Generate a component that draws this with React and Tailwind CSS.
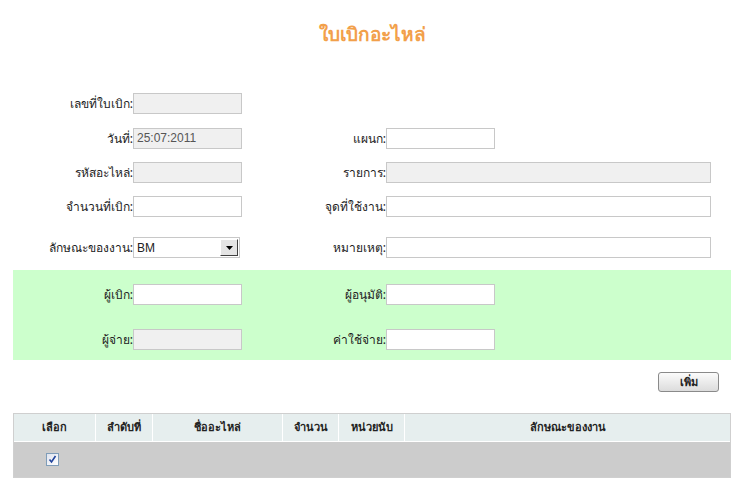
import React from "react";

const inputBase =
  "h-[21px] border border-[#c8c8c8] text-[12px] px-[3px] leading-[19px] text-[#555]";

function Field({ w = "w-[109px]", grey = false, value = "" }) {
  return (
    <div
      className={`${inputBase} ${w} ${grey ? "bg-[#f0f0f0]" : "bg-white"}`}
      style={{ fontFamily: '"Liberation Sans", Arial, sans-serif' }}
    >
      {value}
    </div>
  );
}

function Label({ w, children }) {
  return <div className={`${w} text-right text-[12px] text-[#222] shrink-0`}>{children}</div>;
}

function Row({ children, cls = "" }) {
  return <div className={`flex items-center h-[21px] ${cls}`}>{children}</div>;
}

export default function App() {
  return (
    <div
      className="w-[745px] h-[487px] bg-white overflow-hidden"
      style={{ fontFamily: '"Noto Sans", "DejaVu Sans", "Liberation Sans", sans-serif' }}
    >
      <div className="pt-[20px] h-[93px] text-center text-[19px] font-bold text-[#f2a04a]">
        ใบเบิกอะไหล่
      </div>

      <Row>
        <Label w="w-[133px]">เลขที่ใบเบิก:</Label>
        <Field grey />
      </Row>
      <Row cls="mt-[14px]">
        <Label w="w-[133px]">วันที่:</Label>
        <Field grey value="25:07:2011" />
        <Label w="w-[144px]">แผนก:</Label>
        <Field />
      </Row>
      <Row cls="mt-[13px]">
        <Label w="w-[133px]">รหัสอะไหล่:</Label>
        <Field grey />
        <Label w="w-[144px]">รายการ:</Label>
        <Field grey w="w-[325px]" />
      </Row>
      <Row cls="mt-[13px]">
        <Label w="w-[133px]">จำนวนที่เบิก:</Label>
        <Field />
        <Label w="w-[144px]">จุดที่ใช้งาน:</Label>
        <Field w="w-[325px]" />
      </Row>
      <Row cls="mt-[20px]">
        <Label w="w-[133px]">ลักษณะของงาน:</Label>
        <div className="w-[107px] h-[21px] border border-[#c8c8c8] bg-white flex items-center">
          <span
            className="flex-1 text-[12px] px-[3px] text-[#222]"
            style={{ fontFamily: '"Liberation Sans", Arial, sans-serif' }}
          >
            BM
          </span>
          <div className="w-[18px] h-[17px] mr-[1px] bg-[#e4e4e4] border-t border-l border-white border-r border-b border-r-[#404040] border-b-[#404040] flex items-center justify-center">
            <svg width="7" height="4" viewBox="0 0 7 4">
              <path d="M0 0H7L3.5 4Z" fill="#000" />
            </svg>
          </div>
        </div>
        <Label w="w-[146px]">หมายเหตุ:</Label>
        <Field w="w-[325px]" />
      </Row>

      <div className="mt-[12px] mx-[13px] w-[718px] h-[90px] bg-[#ccffcc] pt-[14px]">
        <Row>
          <Label w="w-[120px]">ผู้เบิก:</Label>
          <Field />
          <Label w="w-[144px]">ผู้อนุมัติ:</Label>
          <Field />
        </Row>
        <Row cls="mt-[24px]">
          <Label w="w-[120px]">ผู้จ่าย:</Label>
          <Field grey />
          <Label w="w-[144px]">ค่าใช้จ่าย:</Label>
          <Field />
        </Row>
      </div>

      <div className="flex justify-end pr-[26px] mt-[12px]">
        <button className="w-[61px] h-[20px] rounded-[3px] border border-[#8a8a8a] bg-gradient-to-b from-[#fbfbfb] to-[#dcdcdc] text-[11px] font-bold text-[#222] leading-[18px]">
          เพิ่ม
        </button>
      </div>

      <div className="mt-[21px] mx-[13px] w-[718px] border border-[#cfcfcf]">
        <div className="flex h-[27px] bg-[#e6eeee] text-[11px] font-bold text-[#222]">
          <div className="w-[82px] border-r border-white flex items-center justify-center">เลือก</div>
          <div className="w-[57px] border-r border-white flex items-center justify-center">ลำดับที่</div>
          <div className="w-[130px] border-r border-white flex items-center justify-center">ชื่ออะไหล่</div>
          <div className="w-[56px] border-r border-white flex items-center justify-center">จำนวน</div>
          <div className="w-[66px] border-r border-white flex items-center justify-center">หน่วยนับ</div>
          <div className="flex-1 flex items-center justify-center">ลักษณะของงาน</div>
        </div>
        <div className="flex h-[36px] bg-[#cccccc] border-t border-white">
          <div className="w-[76px] flex items-center justify-center">
            <div className="w-[13px] h-[13px] border border-[#7f9db9] bg-gradient-to-br from-[#dfe3ee] to-white flex items-center justify-center">
              <svg width="9" height="9" viewBox="0 0 9 9">
                <path d="M1.5 4.5L3.5 7L7.5 1" stroke="#21449c" strokeWidth="1.6" fill="none" />
              </svg>
            </div>
          </div>
        </div>
      </div>
    </div>
  );
}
---------------
▶ _Exercise goal_
Without including any pictures, print all of the material exactly as given.

▶ _Task answer_
Generate a component that draws this with React and Tailwind CSS.
import React from "react";

const inputBase =
  "h-[21px] border border-[#c8c8c8] text-[12px] px-[3px] leading-[19px] text-[#555]";

function Field({ w = "w-[109px]", grey = false, value = "" }) {
  return (
    <div
      className={`${inputBase} ${w} ${grey ? "bg-[#f0f0f0]" : "bg-white"}`}
      style={{ fontFamily: '"Liberation Sans", Arial, sans-serif' }}
    >
      {value}
    </div>
  );
}

function Label({ w, children }) {
  return <div className={`${w} text-right text-[12px] text-[#222] shrink-0`}>{children}</div>;
}

function Row({ children, cls = "" }) {
  return <div className={`flex items-center h-[21px] ${cls}`}>{children}</div>;
}

export default function App() {
  return (
    <div
      className="w-[745px] h-[487px] bg-white overflow-hidden"
      style={{ fontFamily: '"Noto Sans", "DejaVu Sans", "Liberation Sans", sans-serif' }}
    >
      <div className="pt-[20px] h-[93px] text-center text-[19px] font-bold text-[#f2a04a]">
        ใบเบิกอะไหล่
      </div>

      <Row>
        <Label w="w-[133px]">เลขที่ใบเบิก:</Label>
        <Field grey />
      </Row>
      <Row cls="mt-[14px]">
        <Label w="w-[133px]">วันที่:</Label>
        <Field grey value="25:07:2011" />
        <Label w="w-[144px]">แผนก:</Label>
        <Field />
      </Row>
      <Row cls="mt-[13px]">
        <Label w="w-[133px]">รหัสอะไหล่:</Label>
        <Field grey />
        <Label w="w-[144px]">รายการ:</Label>
        <Field grey w="w-[325px]" />
      </Row>
      <Row cls="mt-[13px]">
        <Label w="w-[133px]">จำนวนที่เบิก:</Label>
        <Field />
        <Label w="w-[144px]">จุดที่ใช้งาน:</Label>
        <Field w="w-[325px]" />
      </Row>
      <Row cls="mt-[20px]">
        <Label w="w-[133px]">ลักษณะของงาน:</Label>
        <div className="w-[107px] h-[21px] border border-[#c8c8c8] bg-white flex items-center">
          <span
            className="flex-1 text-[12px] px-[3px] text-[#222]"
            style={{ fontFamily: '"Liberation Sans", Arial, sans-serif' }}
          >
            BM
          </span>
          <div className="w-[18px] h-[17px] mr-[1px] bg-[#e4e4e4] border-t border-l border-white border-r border-b border-r-[#404040] border-b-[#404040] flex items-center justify-center">
            <svg width="7" height="4" viewBox="0 0 7 4">
              <path d="M0 0H7L3.5 4Z" fill="#000" />
            </svg>
          </div>
        </div>
        <Label w="w-[146px]">หมายเหตุ:</Label>
        <Field w="w-[325px]" />
      </Row>

      <div className="mt-[12px] mx-[13px] w-[718px] h-[90px] bg-[#ccffcc] pt-[14px]">
        <Row>
          <Label w="w-[120px]">ผู้เบิก:</Label>
          <Field />
          <Label w="w-[144px]">ผู้อนุมัติ:</Label>
          <Field />
        </Row>
        <Row cls="mt-[24px]">
          <Label w="w-[120px]">ผู้จ่าย:</Label>
          <Field grey />
          <Label w="w-[144px]">ค่าใช้จ่าย:</Label>
          <Field />
        </Row>
      </div>

      <div className="flex justify-end pr-[26px] mt-[12px]">
        <button className="w-[61px] h-[20px] rounded-[3px] border border-[#8a8a8a] bg-gradient-to-b from-[#fbfbfb] to-[#dcdcdc] text-[11px] font-bold text-[#222] leading-[18px]">
          เพิ่ม
        </button>
      </div>

      <div className="mt-[21px] mx-[13px] w-[718px] border border-[#cfcfcf]">
        <div className="flex h-[27px] bg-[#e6eeee] text-[11px] font-bold text-[#222]">
          <div className="w-[82px] border-r border-white flex items-center justify-center">เลือก</div>
          <div className="w-[57px] border-r border-white flex items-center justify-center">ลำดับที่</div>
          <div className="w-[130px] border-r border-white flex items-center justify-center">ชื่ออะไหล่</div>
          <div className="w-[56px] border-r border-white flex items-center justify-center">จำนวน</div>
          <div className="w-[66px] border-r border-white flex items-center justify-center">หน่วยนับ</div>
          <div className="flex-1 flex items-center justify-center">ลักษณะของงาน</div>
        </div>
        <div className="flex h-[36px] bg-[#cccccc] border-t border-white">
          <div className="w-[76px] flex items-center justify-center">
            <div className="w-[13px] h-[13px] border border-[#7f9db9] bg-gradient-to-br from-[#dfe3ee] to-white flex items-center justify-center">
              <svg width="9" height="9" viewBox="0 0 9 9">
                <path d="M1.5 4.5L3.5 7L7.5 1" stroke="#21449c" strokeWidth="1.6" fill="none" />
              </svg>
            </div>
          </div>
        </div>
      </div>
    </div>
  );
}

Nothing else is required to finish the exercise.